Jonathan Hammond is irresistible as the seductive Mendoza, a cynical realist except that romantic love drives this worldly sophisticate to write dreadful poetry.

As Octavius, Will Bradley stops at exactly the right place short of camp in expressing his idealizing romantic love, not man enough for Anne but man enough to carry an eternally broken heart.

Brian Murray fascinates as the rigid but not heartless Ramsden, dense but not a fool;  one believes everything this wonderful actor does and at one and the same time marvels at how he does it.

Laurie Kennedy as Mrs. Whitefield, Paul O’Brien as Malone, Margaret Loesser Robinson as Violet, Brian Sgambati as Straker, and Zachary Spicer as Hector are all amusing, touching, and true to their parts.   That these highly individualized characters work together so well as an ensemble is surely due to the vision of the Director, David Staller.
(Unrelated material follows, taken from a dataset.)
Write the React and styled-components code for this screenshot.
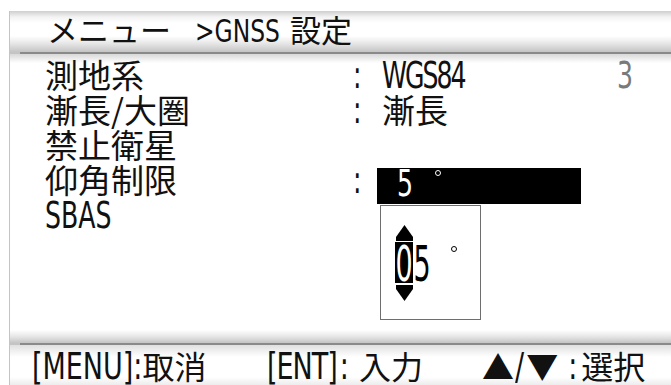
import React from "react";
import styled, { createGlobalStyle } from "styled-components";

const GlobalStyle = createGlobalStyle`
  html, body {
    margin: 0;
    padding: 0;
    background: #ffffff;
  }
  body {
    font-family: "Noto Sans CJK JP", "Noto Sans", sans-serif;
    color: #111111;
  }
`;

const Screen = styled.div`
  width: 671px;
  height: 385px;
  padding: 11px 0 0 9px;
  box-sizing: border-box;
  overflow: hidden;
`;

const Panel = styled.div`
  height: 374px;
  border-left: 1px solid #a8cbe9;
  display: flex;
  flex-direction: column;
`;

const Header = styled.div`
  height: 41px;
  padding-left: 37px;
  font-size: 31px;
  line-height: 35px;
  white-space: nowrap;
  background: linear-gradient(
    to bottom,
    #cfcfcf 0,
    #f3f3f3 6px,
    #ffffff 12px,
    #ffffff 25px,
    #e8e8e8 32px,
    #c4c4c4 41px
  );
`;

const Divider = styled.div`
  height: 2px;
  flex: none;
  background: linear-gradient(to right, #c4c4c4 10px, #8a8a8a 10px);
`;

/* narrow, tall latin face used by the device */
const Latin = styled.span`
  display: inline-block;
  font-family: "DejaVu Sans Condensed", "Liberation Sans Narrow", "Liberation Sans", sans-serif;
  font-size: ${(p) => p.$size || 28}px;
  letter-spacing: ${(p) => p.$ls || 0}px;
  line-height: 1;
  transform: scaleY(${(p) => p.$sy || 1.3});
  transform-origin: 0 85%;
  margin-left: ${(p) => p.$ml || 0}px;
  margin-right: ${(p) => p.$mr || 0}px;
  margin-top: ${(p) => p.$mt || 0}px;
`;

const Body = styled.div`
  flex: 1;
  display: grid;
  grid-template-columns: 308px 29px 235px auto;
  grid-auto-rows: 35px;
  align-content: start;
  padding: 3px 0 0 35px;
  font-size: 33px;
  line-height: 35px;
  white-space: nowrap;
  background:
    linear-gradient(to bottom, #d8d8d8 0, #ffffff 9px) top / 100% 9px no-repeat,
    linear-gradient(to bottom, #ffffff 0, #e4e4e4 7px, #c4c4c4 13px) bottom / 100% 13px no-repeat,
    #ffffff;
`;

const Label = styled.div`
  grid-column: 1;
`;

const Colon = styled.div`
  grid-column: 2;
`;

const Value = styled.div`
  grid-column: 3;
  position: relative;
`;

const Extra = styled.div`
  grid-column: 4;
  color: #7a7a7a;
`;

const SelectBar = styled.div`
  position: absolute;
  left: -5px;
  top: 6px;
  width: 204px;
  height: 36px;
  background: #000000;
  color: #ffffff;
  padding-left: 20px;
  box-sizing: border-box;
  display: flex;
  align-items: flex-start;
`;

const Degree = styled.span`
  display: block;
  flex: none;
  width: 4px;
  height: 4px;
  border: 1.5px solid ${(p) => p.$color || "#000"};
  border-radius: 50%;
  margin-left: ${(p) => p.$ml}px;
  margin-top: ${(p) => p.$mt}px;
`;

const Popup = styled.div`
  position: absolute;
  left: -2px;
  top: 43px;
  width: 101px;
  height: 115px;
  box-sizing: border-box;
  border: 1px solid #6e6e6e;
  background: #ffffff;
  padding: 19px 0 0 14px;
  display: flex;
  align-items: flex-start;
`;

const SpinCol = styled.div`
  display: flex;
  flex-direction: column;
  align-items: center;
  width: 18px;
`;

const Arrow = styled.svg`
  display: block;
  width: 17px;
  height: 16px;
  margin: ${(p) => (p.$down ? "2px 0 0" : "0 0 1px")};
`;

const Digit = styled.div`
  width: 18px;
  height: 41px;
  line-height: 51px;
  text-align: center;
  background: ${(p) => (p.$active ? "#000" : "transparent")};
  color: ${(p) => (p.$active ? "#fff" : "#000")};
  margin-top: ${(p) => p.$mt || 0}px;
`;

const Footer = styled.div`
  height: 40px;
  flex: none;
  display: grid;
  grid-template-columns: 235px 215px auto;
  padding: 0 0 0 22px;
  box-sizing: border-box;
  font-size: 32px;
  line-height: 40px;
  white-space: nowrap;
  background: linear-gradient(
    to bottom,
    #e0e0e0 0,
    #ffffff 12px,
    #ffffff 32px,
    #ececec 40px
  );
`;

const Key = styled.div`
  display: flex;
  align-items: baseline;
`;

const UpArrow = () => (
  <Arrow viewBox="0 0 17 16">
    <polygon points="8.5,0 17,12 17,16 0,16 0,12" fill="#000" />
  </Arrow>
);

const DownArrow = () => (
  <Arrow viewBox="0 0 17 16" $down>
    <polygon points="0,0 17,0 17,4 8.5,16 0,4" fill="#000" />
  </Arrow>
);

const App = () => {
  return (
    <>
      <GlobalStyle />
      <Screen>
        <Panel>
          <Header>
            メニュー
            <Latin $size={26} $sy={1.2} $ml={24} $mr={10}>
              &gt;GNSS
            </Latin>
            設定
          </Header>
          <Divider />
          <Body>
            <Label>測地系</Label>
            <Colon>
              <Latin>:</Latin>
            </Colon>
            <Value>
              <Latin $ls={-2}>WGS84</Latin>
            </Value>
            <Extra>
              <Latin>3</Latin>
            </Extra>

            <Label>漸長/大圏</Label>
            <Colon>
              <Latin>:</Latin>
            </Colon>
            <Value>漸長</Value>

            <Label>禁止衛星</Label>

            <Label>仰角制限</Label>
            <Colon>
              <Latin>:</Latin>
            </Colon>
            <Value>
              <SelectBar>
                <Latin $mt={5}>5</Latin>
                <Degree $color="#fff" $ml={22} $mt={2} />
              </SelectBar>
              <Popup>
                <SpinCol>
                  <UpArrow />
                  <Digit $active>
                    <Latin $size={30} $sy={1.65}>0</Latin>
                  </Digit>
                  <DownArrow />
                </SpinCol>
                <Digit $mt={17}>
                  <Latin $size={30} $sy={1.65}>5</Latin>
                </Digit>
                <Degree $ml={20} $mt={21} />
              </Popup>
            </Value>

            <Label>
              <Latin>SBAS</Latin>
            </Label>
          </Body>
          <Divider />
          <Footer>
            <Key>
              <Latin $size={30} $sy={1.25}>[MENU]:</Latin>取消
            </Key>
            <Key>
              <Latin $size={30} $sy={1.25} $ls={-1}>[ENT]</Latin>
              <Latin $size={30} $sy={1.25} $ml={3} $mr={10}>:</Latin>入力
            </Key>
            <Key>
              ▲<Latin $size={30} $sy={1.25} $ml={1} $mr={2}>/</Latin>▼
              <Latin $size={30} $sy={1.25} $ml={10} $mr={4}>:</Latin>選択
            </Key>
          </Footer>
        </Panel>
      </Screen>
    </>
  );
};

export default App;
So who wins the heaven vs. hell argument between Don Juan and the Devil?  As the Devil says, “… men get tired of everything, of heaven no less than of hell … ”  But you won’t get tired of this play!  Man and Superman takes ones breath away with its succinct and knowing brilliance, and with the magic of that other world that Jack discovers when he dreams his dream.

Man and Superman plays at the Irish Repertory Theatre in Manhattan’s Chelsea district through June 17, 2012 EXTENDED through July 1st!